YOUR INSTRUCTIONS: Extract the lines of the material below, beginning with the first and ending with the line that holds "['h-[35px]', 'h-[34px]', 'h-[35px]', 'h-[34px]', 'h-[34px]']". Skip every picture.

----- PROVIDED DATA

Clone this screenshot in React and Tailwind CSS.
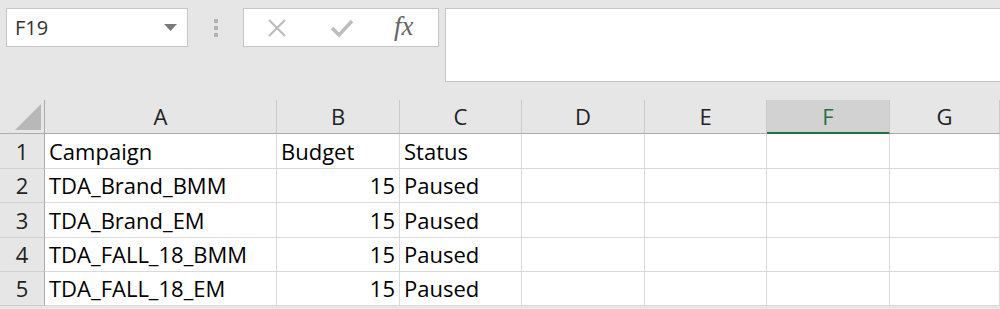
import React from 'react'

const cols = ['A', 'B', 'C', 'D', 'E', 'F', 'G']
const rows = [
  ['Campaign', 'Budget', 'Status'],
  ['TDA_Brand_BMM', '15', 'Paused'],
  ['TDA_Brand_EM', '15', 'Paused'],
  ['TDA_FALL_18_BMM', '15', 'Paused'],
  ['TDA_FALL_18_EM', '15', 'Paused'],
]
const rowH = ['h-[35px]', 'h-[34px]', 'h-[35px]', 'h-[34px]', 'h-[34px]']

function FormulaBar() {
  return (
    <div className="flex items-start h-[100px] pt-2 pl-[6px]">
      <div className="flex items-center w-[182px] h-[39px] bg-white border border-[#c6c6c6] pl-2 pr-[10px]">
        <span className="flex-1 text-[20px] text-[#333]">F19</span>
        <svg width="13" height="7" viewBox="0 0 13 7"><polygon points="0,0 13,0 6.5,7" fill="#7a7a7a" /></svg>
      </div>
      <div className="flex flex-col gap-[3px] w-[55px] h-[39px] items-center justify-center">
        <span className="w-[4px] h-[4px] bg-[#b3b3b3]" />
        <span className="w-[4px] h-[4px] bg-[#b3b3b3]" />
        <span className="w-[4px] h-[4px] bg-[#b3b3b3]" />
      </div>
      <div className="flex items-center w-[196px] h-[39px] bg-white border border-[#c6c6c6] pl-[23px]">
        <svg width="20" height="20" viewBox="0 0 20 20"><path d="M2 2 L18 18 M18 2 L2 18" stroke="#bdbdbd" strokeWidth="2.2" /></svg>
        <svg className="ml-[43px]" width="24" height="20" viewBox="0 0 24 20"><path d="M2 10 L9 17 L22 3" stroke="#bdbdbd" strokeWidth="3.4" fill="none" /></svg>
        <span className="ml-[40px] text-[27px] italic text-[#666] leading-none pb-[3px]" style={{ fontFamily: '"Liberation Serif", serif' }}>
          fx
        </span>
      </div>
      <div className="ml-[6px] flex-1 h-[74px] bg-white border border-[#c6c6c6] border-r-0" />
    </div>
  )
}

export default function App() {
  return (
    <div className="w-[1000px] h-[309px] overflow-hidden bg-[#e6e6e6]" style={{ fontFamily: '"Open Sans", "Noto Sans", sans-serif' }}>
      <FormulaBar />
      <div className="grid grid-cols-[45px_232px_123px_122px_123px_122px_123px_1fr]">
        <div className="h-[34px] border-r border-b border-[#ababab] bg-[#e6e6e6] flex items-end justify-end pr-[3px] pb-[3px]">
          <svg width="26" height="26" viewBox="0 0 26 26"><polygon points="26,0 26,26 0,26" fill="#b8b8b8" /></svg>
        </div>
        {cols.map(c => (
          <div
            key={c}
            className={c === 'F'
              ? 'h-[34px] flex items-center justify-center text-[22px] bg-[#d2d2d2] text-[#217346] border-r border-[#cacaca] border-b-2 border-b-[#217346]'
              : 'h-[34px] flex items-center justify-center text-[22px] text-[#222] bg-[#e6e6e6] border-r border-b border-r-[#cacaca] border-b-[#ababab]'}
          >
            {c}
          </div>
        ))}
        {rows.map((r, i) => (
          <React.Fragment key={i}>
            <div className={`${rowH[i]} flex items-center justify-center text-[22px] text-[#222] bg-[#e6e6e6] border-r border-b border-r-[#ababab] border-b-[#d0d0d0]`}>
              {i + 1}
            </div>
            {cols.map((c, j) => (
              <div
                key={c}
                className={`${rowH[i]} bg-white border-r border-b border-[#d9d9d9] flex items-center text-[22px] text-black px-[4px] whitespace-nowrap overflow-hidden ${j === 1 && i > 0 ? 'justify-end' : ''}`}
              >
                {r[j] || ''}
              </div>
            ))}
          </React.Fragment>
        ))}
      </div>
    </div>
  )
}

----------

RESULT FOR THIS TASK:
Clone this screenshot in React and Tailwind CSS.
import React from 'react'

const cols = ['A', 'B', 'C', 'D', 'E', 'F', 'G']
const rows = [
  ['Campaign', 'Budget', 'Status'],
  ['TDA_Brand_BMM', '15', 'Paused'],
  ['TDA_Brand_EM', '15', 'Paused'],
  ['TDA_FALL_18_BMM', '15', 'Paused'],
  ['TDA_FALL_18_EM', '15', 'Paused'],
]
const rowH = ['h-[35px]', 'h-[34px]', 'h-[35px]', 'h-[34px]', 'h-[34px]']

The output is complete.